高松宮記念は差し・追い込み馬が波乱を起こす。今開催の中京は先行有利と言われるが、流れひとつで傾向は変わる。水島晴之「G1の鍵 その一瞬」は、逃げ馬不在のメンバー構成に着目。しまいの瞬発力勝負になればシルクロードS3着、オーシャンS2着と末脚に磨きをかけたナランフレグ(牡6、宗像)が浮上する。

末脚に磨きをかけたナランフレグ
末脚に磨きをかけたナランフレグ

■ナランフレグ前半1秒5以内追走なら確実伸びる

ナランフレグは昨年10月のオパールSから、4戦連続3着以内に入っている。しかも上がり3ハロンはすべて33秒台でメンバー最速。自慢の決め手に磨きをかけたが、むしろ注目すべきは前半600メートル通過時の先頭とのタイム差だ。

オパールS 1秒0

タンザナイトS 1秒5

シルクロードS 1秒4

オーシャンS 1秒1

(いずれも推定)

最後方に近いポジションでも、1秒5以内と大きく離されてはいない。対して5走前のセントウルS(10着)では、前半3ハロン32秒9の高速ラップについて行けず、先頭から2秒1も置かれた。
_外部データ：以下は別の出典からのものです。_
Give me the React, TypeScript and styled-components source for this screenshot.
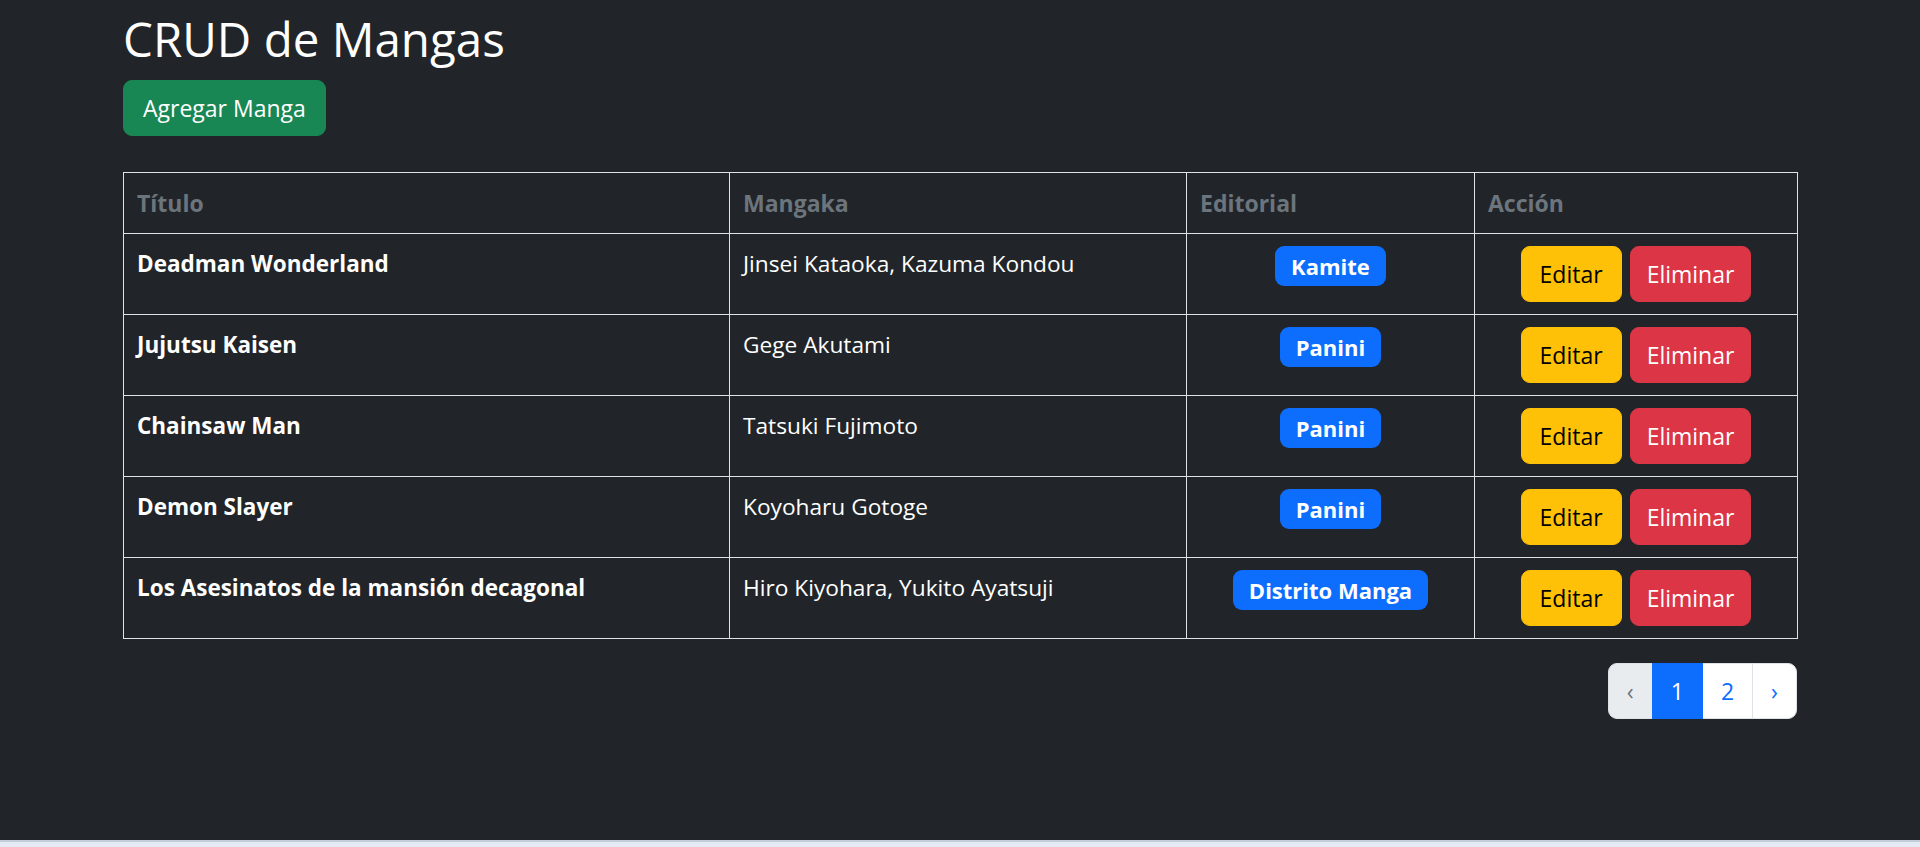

しまいは33秒0でレシステンシアの0秒8差まで詰めているが、縦長の展開で届かなかった。

しまいは確実に伸びるだけに、前半を1秒5以内で追走できるかが鍵になる。その点、流れが落ち着きそうな今年のメンバーは願ってもない。今開催の中京は金鯱賞(ジャックドール)でレコードが出た高速馬場だが、全体時計が速くなっても、流れに乗って先行集団との距離を測っていけば脚は使える。

今はその体力もついた。以前はコーナーでもたつく面があったが、前走のオーシャンSは大外へ出した4角から一気に加速。不得手の右回りでもバランス良く走れたように、頼りなさがなくなった。馬体重の498キロはデビュー以来最高。ここへきての充実ぶりをうかがわせる。ファストフォースが引っ張る流れなら33秒台中盤か。先行集団を射程に捉えた位置で脚がたまれば上位争いできる。

 
 
 
 

■意外に流れ落ち着き瞬発力勝負になれば

【ここが鍵】

今年は確たる逃げ馬がいない。前走でハナを切ったのは、香港マイルのサリオス1頭。2走前まで視野を広げてもファストフォースだけだ。短距離G1としては珍しい。行く気になればメイケイエールが速そうだが、控える競馬で結果が出たところ。今回も折り合い重視の競馬になる。となれば、意外に流れは落ち着く。前が残る馬場で縦長の展開になると追い込み馬にはきついが、馬群が詰まっての瞬発力勝負なら出番はある。強烈な決め手を持つ馬の浮上シーンも考えておきたい。

■左回り巧者シャインガーネット

<シルクロードS>

シルクロードS2着のシャインガーネットは、中団より前の7番手から差し込んだ。京王杯SC(6着)やオーロC(3着)では4角14、15番手と離されたが、流れによっては好位差しできることを証明した。左回り巧者で中京芝も【1101】と結果を出している。仕掛けるタイミングの難しい馬だが、田辺騎手が手の内に入れているのは心強い。前走でつけられたメイケイエールとの1馬身差は、展開次第で逆転できる。

■トゥラヴェスーラ大駆けある

<阪急杯>

阪急杯2着のトゥラヴェスーラは、直線でうまく内ラチ沿いをすくった。馬混みでも前が詰まることなく恵まれた面もあったが、狭いスペースを一瞬で抜ける脚は魅力だ。昨年の高松宮記念4着、2走前の京王杯SCでは、メンバー最速となる32秒5の強烈な末脚を繰り出した。前半から速いペースでなし崩しに脚を使うよりも「よーい、ドン」の瞬発力勝負になった方がいい。ここ2戦1400メートルの流れにマッチしており、距離短縮でうまく脚を残せるかがポイント。はまれば大駆けがある。